● **Exercise description**
Gather up the lines with the word "that" in them.

● **Data listing**
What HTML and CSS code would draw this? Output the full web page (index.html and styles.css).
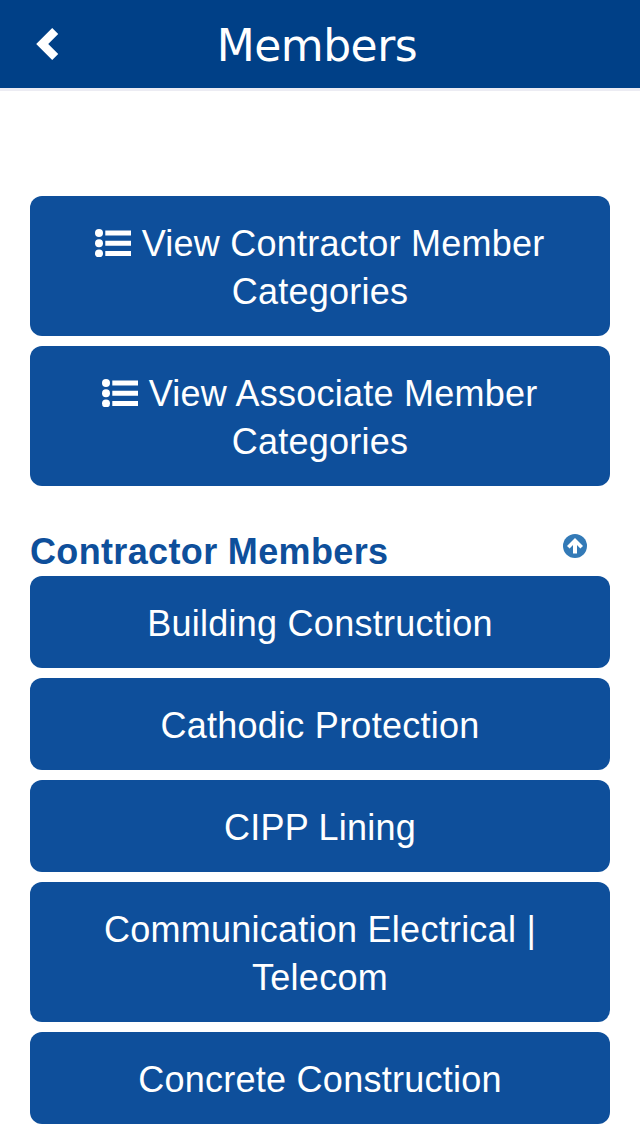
* * *
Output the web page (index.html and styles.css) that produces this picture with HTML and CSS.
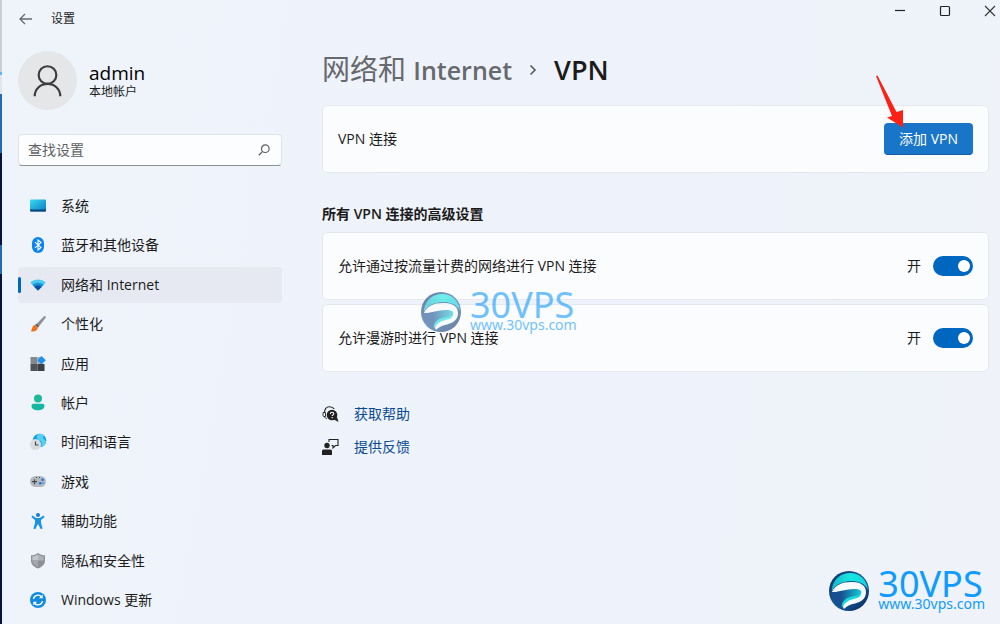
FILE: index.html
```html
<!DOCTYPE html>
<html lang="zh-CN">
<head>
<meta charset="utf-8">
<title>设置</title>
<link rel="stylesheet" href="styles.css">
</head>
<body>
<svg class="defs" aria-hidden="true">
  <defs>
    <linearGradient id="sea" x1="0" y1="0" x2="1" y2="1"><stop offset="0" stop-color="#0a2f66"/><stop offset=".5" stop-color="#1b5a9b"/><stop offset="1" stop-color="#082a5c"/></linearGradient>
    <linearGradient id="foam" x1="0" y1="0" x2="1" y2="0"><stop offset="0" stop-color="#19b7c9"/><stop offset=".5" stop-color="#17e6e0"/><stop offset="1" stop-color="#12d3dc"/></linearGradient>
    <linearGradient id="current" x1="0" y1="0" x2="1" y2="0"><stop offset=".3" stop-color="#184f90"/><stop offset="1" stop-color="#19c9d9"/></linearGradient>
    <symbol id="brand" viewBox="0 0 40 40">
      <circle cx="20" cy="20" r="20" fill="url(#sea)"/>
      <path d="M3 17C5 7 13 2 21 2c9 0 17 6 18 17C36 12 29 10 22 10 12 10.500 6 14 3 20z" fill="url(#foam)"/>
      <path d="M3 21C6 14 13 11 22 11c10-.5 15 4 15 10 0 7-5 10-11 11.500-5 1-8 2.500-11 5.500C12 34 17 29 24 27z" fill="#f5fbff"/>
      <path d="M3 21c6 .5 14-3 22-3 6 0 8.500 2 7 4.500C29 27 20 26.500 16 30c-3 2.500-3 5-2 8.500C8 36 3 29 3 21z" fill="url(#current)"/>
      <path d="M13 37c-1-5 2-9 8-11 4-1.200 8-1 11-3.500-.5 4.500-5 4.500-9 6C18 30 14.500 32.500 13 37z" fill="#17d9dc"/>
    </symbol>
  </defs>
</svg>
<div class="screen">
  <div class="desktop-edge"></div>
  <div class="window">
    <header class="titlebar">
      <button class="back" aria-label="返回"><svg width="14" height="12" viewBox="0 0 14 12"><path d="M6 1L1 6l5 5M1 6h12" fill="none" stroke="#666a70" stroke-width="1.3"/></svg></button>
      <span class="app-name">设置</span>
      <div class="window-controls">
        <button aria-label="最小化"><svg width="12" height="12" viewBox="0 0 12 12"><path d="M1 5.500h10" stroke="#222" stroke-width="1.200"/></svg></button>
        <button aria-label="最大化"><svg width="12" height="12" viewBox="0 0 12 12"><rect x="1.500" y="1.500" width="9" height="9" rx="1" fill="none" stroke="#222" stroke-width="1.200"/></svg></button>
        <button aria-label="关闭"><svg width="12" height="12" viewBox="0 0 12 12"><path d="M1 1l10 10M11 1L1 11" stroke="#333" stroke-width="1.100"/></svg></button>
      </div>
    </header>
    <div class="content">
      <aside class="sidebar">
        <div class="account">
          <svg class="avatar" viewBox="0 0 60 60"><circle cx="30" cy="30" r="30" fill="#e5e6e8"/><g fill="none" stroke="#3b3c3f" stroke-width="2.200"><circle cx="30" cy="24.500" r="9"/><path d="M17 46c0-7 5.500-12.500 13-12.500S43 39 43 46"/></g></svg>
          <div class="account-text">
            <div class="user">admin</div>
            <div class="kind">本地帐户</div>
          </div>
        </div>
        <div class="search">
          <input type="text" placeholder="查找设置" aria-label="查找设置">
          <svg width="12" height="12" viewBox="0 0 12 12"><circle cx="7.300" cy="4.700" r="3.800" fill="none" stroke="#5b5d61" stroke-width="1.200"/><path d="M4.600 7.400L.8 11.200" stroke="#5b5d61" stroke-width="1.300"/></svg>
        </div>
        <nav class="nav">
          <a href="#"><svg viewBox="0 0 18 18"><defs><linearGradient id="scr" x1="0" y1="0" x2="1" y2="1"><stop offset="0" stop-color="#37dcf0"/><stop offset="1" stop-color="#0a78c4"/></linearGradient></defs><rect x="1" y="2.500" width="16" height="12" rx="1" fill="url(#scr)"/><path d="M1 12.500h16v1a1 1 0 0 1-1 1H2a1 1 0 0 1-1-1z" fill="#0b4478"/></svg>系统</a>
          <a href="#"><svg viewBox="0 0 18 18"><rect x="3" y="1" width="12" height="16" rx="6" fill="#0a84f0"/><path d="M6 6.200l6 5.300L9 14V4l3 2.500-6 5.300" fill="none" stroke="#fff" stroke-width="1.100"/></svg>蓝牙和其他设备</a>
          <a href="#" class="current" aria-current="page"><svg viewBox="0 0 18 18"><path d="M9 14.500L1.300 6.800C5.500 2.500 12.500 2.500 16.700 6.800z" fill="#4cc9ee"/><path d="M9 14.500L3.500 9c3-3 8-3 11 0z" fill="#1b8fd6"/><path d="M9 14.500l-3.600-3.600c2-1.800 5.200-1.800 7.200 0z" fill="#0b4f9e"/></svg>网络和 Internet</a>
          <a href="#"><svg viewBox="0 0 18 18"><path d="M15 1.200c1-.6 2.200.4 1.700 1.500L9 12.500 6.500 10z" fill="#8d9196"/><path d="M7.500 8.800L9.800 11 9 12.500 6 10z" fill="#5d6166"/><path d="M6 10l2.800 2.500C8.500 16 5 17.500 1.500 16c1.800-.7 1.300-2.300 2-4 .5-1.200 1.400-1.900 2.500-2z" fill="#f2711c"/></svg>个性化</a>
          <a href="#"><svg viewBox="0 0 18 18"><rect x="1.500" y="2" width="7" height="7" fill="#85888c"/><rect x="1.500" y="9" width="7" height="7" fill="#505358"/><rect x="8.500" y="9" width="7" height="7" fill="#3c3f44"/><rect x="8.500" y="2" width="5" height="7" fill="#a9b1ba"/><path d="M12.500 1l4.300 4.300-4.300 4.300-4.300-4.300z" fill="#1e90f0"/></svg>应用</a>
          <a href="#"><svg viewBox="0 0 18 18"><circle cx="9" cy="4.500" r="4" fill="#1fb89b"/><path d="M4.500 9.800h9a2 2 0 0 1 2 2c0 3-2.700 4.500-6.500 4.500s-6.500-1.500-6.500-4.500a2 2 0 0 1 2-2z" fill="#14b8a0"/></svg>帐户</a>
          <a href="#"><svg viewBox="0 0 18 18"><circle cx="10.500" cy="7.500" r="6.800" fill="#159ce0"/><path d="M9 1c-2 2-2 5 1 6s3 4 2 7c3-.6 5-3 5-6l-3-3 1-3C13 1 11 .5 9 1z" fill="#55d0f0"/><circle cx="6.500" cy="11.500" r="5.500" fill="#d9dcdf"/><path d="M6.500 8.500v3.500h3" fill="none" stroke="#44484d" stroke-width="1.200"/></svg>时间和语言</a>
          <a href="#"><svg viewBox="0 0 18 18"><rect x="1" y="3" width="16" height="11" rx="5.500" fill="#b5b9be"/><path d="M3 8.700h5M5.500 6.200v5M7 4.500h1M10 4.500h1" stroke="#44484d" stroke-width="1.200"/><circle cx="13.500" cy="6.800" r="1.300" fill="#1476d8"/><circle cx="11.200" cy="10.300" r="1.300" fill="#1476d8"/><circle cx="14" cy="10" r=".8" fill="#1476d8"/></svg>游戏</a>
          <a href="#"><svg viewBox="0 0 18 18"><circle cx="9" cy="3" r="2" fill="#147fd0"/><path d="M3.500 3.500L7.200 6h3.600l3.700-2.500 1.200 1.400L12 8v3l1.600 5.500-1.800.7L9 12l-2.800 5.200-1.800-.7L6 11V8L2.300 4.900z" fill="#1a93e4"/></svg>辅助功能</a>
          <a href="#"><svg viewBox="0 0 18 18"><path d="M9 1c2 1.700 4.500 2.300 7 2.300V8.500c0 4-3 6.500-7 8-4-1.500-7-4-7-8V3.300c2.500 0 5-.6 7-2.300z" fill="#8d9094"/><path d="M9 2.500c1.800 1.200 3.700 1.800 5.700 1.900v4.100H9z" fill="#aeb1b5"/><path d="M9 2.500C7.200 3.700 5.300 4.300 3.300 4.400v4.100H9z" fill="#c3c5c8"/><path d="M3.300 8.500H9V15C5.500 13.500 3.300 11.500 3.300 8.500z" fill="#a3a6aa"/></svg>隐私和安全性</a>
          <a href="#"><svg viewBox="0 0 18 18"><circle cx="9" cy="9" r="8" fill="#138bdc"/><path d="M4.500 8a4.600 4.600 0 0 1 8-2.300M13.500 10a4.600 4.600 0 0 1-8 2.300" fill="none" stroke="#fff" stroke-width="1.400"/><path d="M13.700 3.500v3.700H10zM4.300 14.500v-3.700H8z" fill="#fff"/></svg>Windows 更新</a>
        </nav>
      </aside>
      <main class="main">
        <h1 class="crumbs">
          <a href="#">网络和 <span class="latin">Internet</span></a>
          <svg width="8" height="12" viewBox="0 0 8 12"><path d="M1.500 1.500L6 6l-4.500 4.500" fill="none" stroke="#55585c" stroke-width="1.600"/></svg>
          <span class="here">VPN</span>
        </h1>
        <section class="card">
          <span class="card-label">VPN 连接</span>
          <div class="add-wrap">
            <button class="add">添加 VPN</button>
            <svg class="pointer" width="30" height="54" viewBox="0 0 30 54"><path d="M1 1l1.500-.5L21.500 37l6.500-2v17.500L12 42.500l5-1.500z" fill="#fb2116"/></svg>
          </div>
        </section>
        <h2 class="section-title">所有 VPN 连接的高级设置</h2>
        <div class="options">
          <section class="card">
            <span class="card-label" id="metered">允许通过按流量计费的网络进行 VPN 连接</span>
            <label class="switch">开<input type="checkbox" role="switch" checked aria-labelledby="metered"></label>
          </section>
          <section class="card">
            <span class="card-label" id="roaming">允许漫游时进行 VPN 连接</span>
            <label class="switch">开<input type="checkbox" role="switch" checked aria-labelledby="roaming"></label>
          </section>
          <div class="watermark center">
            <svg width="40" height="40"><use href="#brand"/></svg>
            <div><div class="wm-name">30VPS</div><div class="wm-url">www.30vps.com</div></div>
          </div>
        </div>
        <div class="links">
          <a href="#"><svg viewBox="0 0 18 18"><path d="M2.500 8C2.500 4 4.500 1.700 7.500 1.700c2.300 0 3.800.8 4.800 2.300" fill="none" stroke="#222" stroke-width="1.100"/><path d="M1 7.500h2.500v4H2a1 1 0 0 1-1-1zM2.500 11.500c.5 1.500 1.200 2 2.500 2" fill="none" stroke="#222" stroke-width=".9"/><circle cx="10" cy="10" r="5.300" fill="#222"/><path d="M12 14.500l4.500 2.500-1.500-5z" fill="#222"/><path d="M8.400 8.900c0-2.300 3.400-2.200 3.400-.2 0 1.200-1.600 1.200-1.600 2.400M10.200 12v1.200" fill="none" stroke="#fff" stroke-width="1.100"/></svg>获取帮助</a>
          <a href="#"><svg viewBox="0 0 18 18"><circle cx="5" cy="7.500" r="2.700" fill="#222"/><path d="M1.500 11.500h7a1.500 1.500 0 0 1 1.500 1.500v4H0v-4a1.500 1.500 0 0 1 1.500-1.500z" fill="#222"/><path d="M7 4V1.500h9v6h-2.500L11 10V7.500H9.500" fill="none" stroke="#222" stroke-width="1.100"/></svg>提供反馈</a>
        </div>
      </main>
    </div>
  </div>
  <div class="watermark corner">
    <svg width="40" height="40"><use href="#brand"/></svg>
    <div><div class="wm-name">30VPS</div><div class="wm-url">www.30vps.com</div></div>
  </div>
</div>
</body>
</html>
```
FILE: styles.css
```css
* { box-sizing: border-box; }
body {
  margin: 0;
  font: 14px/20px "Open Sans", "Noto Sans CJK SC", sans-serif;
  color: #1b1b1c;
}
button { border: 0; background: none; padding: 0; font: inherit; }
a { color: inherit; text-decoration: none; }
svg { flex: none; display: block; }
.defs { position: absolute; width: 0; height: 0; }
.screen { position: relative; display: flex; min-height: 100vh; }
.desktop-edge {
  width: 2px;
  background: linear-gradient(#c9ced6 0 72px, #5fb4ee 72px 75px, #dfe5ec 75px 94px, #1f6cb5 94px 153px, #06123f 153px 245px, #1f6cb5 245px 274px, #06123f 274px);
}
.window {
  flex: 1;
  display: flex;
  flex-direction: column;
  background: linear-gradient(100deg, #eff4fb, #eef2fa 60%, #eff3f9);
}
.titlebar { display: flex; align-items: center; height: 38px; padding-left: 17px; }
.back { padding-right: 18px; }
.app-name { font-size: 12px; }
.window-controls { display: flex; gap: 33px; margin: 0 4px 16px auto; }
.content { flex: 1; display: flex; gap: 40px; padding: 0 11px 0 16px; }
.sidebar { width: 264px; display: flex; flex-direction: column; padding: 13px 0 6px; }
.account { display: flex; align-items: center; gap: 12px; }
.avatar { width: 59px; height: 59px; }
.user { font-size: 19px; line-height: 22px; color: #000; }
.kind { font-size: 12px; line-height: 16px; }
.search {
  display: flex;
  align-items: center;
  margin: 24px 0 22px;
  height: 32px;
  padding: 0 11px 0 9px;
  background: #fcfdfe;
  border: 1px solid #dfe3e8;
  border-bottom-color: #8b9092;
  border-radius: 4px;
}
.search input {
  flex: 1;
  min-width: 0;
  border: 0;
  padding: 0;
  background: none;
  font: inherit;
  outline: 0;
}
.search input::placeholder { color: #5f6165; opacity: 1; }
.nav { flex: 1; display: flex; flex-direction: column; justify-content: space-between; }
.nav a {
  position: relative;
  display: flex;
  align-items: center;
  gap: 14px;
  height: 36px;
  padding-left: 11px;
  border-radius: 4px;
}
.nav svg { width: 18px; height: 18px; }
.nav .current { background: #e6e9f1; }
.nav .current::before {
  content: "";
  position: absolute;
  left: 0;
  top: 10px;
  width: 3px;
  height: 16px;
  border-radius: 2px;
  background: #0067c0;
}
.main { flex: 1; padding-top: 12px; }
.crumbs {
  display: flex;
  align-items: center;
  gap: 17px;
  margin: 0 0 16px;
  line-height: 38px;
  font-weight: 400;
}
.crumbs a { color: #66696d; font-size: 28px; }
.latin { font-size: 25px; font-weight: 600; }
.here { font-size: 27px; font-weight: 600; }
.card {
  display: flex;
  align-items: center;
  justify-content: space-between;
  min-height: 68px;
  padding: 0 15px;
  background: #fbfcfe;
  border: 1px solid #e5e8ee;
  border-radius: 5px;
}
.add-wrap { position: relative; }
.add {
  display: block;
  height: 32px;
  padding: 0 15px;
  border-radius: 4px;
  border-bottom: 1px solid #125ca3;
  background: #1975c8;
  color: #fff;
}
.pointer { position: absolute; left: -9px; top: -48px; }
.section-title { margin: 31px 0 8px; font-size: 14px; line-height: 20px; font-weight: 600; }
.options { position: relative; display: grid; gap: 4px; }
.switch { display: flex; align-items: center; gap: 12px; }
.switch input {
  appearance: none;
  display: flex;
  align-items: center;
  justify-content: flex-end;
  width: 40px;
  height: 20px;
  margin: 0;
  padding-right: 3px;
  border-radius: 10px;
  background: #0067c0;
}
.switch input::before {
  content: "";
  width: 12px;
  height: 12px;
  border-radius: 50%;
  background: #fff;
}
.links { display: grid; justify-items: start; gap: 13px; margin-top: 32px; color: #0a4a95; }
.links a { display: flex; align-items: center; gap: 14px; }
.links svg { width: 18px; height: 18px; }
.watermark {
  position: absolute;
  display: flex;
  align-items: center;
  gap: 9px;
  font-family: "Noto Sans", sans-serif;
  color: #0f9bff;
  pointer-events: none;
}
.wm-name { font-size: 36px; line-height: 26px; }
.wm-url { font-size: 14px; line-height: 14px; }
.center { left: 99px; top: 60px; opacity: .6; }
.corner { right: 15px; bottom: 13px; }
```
--
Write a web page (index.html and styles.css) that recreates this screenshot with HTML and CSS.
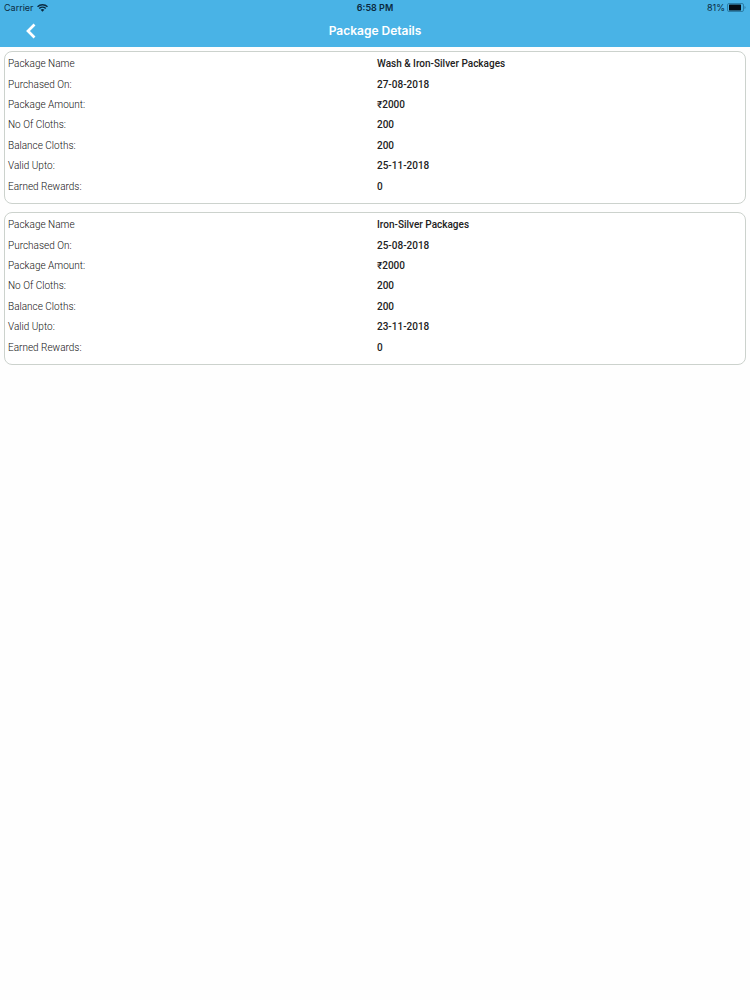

● **Exercise output**
Output the web page (index.html and styles.css) that produces this picture with HTML and CSS.
Write a web page (index.html and styles.css) that recreates this screenshot with HTML and CSS.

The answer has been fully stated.